**GOAL**
Take each line containing "React" and report it exactly as written.

### SUPPLIED MATERIAL

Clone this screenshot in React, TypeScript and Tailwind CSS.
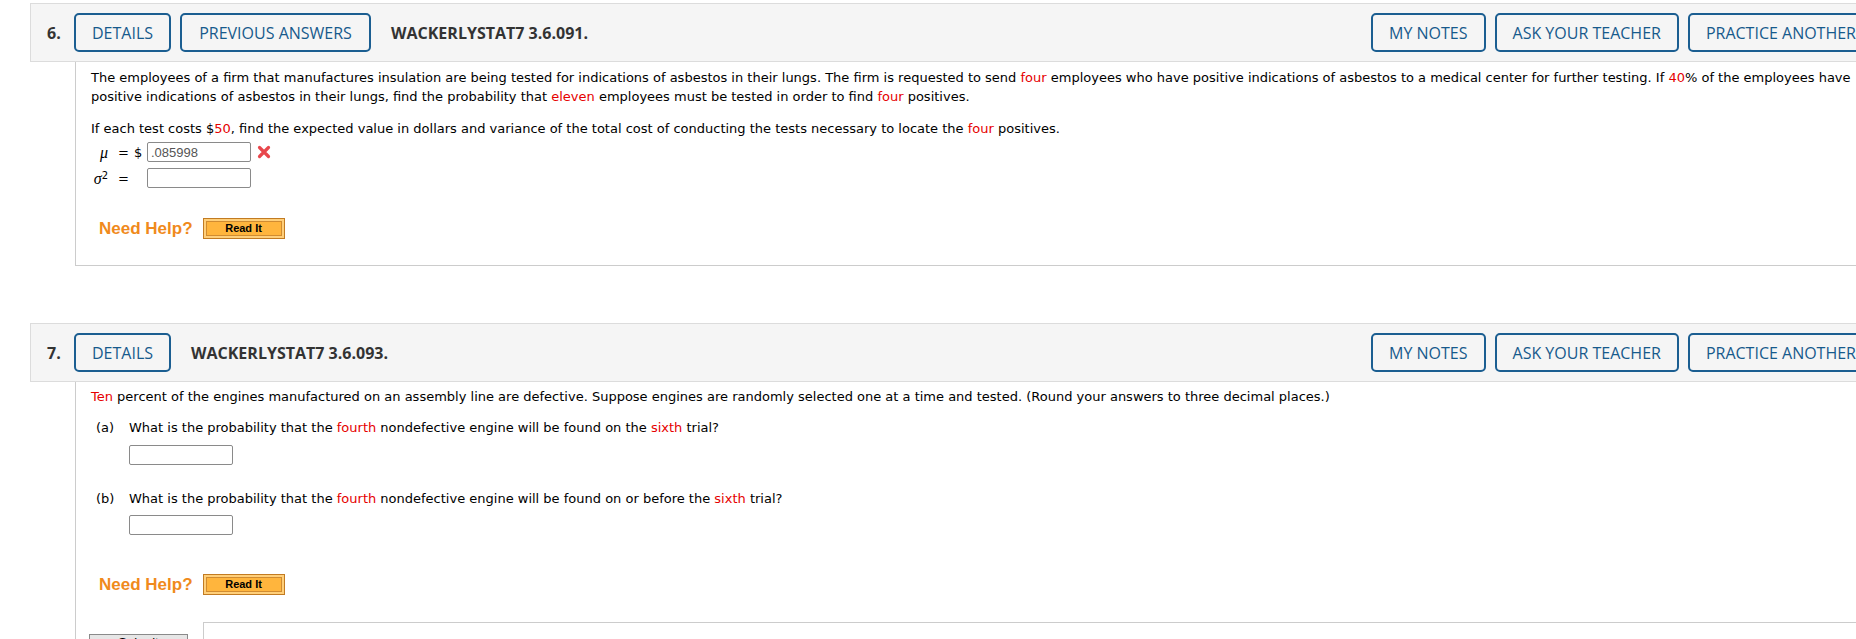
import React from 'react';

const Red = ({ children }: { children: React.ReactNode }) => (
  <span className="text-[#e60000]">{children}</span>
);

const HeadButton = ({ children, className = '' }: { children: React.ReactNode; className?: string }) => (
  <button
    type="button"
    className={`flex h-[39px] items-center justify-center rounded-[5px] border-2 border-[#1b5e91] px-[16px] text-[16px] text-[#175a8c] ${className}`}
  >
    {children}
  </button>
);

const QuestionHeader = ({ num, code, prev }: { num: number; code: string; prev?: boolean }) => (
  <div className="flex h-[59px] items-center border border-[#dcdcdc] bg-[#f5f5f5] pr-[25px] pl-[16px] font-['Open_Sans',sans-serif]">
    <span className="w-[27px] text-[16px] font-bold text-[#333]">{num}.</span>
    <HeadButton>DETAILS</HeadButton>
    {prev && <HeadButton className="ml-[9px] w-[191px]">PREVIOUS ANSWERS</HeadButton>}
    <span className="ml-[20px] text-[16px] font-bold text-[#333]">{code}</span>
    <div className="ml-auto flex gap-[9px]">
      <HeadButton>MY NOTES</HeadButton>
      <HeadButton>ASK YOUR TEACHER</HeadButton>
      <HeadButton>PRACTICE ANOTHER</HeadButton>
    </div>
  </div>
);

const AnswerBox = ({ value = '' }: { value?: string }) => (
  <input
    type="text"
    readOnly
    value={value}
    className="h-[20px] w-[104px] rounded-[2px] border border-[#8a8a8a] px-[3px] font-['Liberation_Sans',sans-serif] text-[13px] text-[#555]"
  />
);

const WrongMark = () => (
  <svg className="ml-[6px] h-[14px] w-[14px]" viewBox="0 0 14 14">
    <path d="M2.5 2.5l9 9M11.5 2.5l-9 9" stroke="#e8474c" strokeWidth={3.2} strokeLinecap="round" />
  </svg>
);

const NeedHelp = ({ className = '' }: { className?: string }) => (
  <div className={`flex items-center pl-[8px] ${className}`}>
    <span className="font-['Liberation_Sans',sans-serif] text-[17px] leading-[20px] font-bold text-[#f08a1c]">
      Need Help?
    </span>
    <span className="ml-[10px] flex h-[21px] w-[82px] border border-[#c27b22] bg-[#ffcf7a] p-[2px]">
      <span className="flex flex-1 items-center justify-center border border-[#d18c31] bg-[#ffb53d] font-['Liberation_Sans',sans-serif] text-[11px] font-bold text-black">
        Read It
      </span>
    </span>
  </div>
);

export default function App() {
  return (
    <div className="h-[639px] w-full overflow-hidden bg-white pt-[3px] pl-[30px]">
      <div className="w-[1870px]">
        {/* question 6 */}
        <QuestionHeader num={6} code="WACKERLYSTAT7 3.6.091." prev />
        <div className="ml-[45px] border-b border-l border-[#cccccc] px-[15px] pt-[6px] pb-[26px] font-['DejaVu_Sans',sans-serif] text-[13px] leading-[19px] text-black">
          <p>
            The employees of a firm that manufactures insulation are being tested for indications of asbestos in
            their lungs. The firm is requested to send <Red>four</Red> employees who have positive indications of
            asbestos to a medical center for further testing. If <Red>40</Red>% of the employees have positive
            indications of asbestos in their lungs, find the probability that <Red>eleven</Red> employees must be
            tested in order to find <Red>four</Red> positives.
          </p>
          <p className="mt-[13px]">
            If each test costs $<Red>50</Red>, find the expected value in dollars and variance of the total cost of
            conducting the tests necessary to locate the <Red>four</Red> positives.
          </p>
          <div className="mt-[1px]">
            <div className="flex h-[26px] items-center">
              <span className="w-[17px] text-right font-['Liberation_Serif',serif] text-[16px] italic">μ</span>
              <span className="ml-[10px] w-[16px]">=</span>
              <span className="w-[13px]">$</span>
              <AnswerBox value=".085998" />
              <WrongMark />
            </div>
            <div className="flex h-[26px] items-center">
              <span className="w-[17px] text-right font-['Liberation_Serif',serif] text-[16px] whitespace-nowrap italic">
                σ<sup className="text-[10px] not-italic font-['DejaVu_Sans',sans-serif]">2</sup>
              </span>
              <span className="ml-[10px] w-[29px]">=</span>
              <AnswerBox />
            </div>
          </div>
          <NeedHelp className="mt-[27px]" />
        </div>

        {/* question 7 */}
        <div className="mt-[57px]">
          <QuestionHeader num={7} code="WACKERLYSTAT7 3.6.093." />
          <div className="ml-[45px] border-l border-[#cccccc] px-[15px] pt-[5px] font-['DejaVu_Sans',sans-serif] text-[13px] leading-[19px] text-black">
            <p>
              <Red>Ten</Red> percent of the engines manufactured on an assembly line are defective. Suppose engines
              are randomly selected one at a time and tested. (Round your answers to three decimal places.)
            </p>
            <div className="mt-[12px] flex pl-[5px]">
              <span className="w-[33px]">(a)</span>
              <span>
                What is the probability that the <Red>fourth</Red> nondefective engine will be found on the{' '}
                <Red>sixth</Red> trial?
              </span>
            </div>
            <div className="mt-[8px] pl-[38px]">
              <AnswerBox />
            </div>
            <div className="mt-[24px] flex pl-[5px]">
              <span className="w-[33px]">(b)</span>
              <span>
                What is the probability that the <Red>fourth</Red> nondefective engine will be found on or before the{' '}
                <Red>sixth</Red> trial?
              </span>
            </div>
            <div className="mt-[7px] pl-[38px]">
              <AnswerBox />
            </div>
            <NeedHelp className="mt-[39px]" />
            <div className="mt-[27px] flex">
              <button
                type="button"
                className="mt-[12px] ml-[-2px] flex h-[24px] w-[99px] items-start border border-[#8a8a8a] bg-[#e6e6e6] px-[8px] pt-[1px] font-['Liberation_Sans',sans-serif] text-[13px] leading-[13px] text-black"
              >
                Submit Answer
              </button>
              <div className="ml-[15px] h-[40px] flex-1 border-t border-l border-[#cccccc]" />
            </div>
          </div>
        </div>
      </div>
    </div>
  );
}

######

**FINAL RESULT**
Clone this screenshot in React, TypeScript and Tailwind CSS.
import React from 'react';
const Red = ({ children }: { children: React.ReactNode }) => (
const HeadButton = ({ children, className = '' }: { children: React.ReactNode; className?: string }) => (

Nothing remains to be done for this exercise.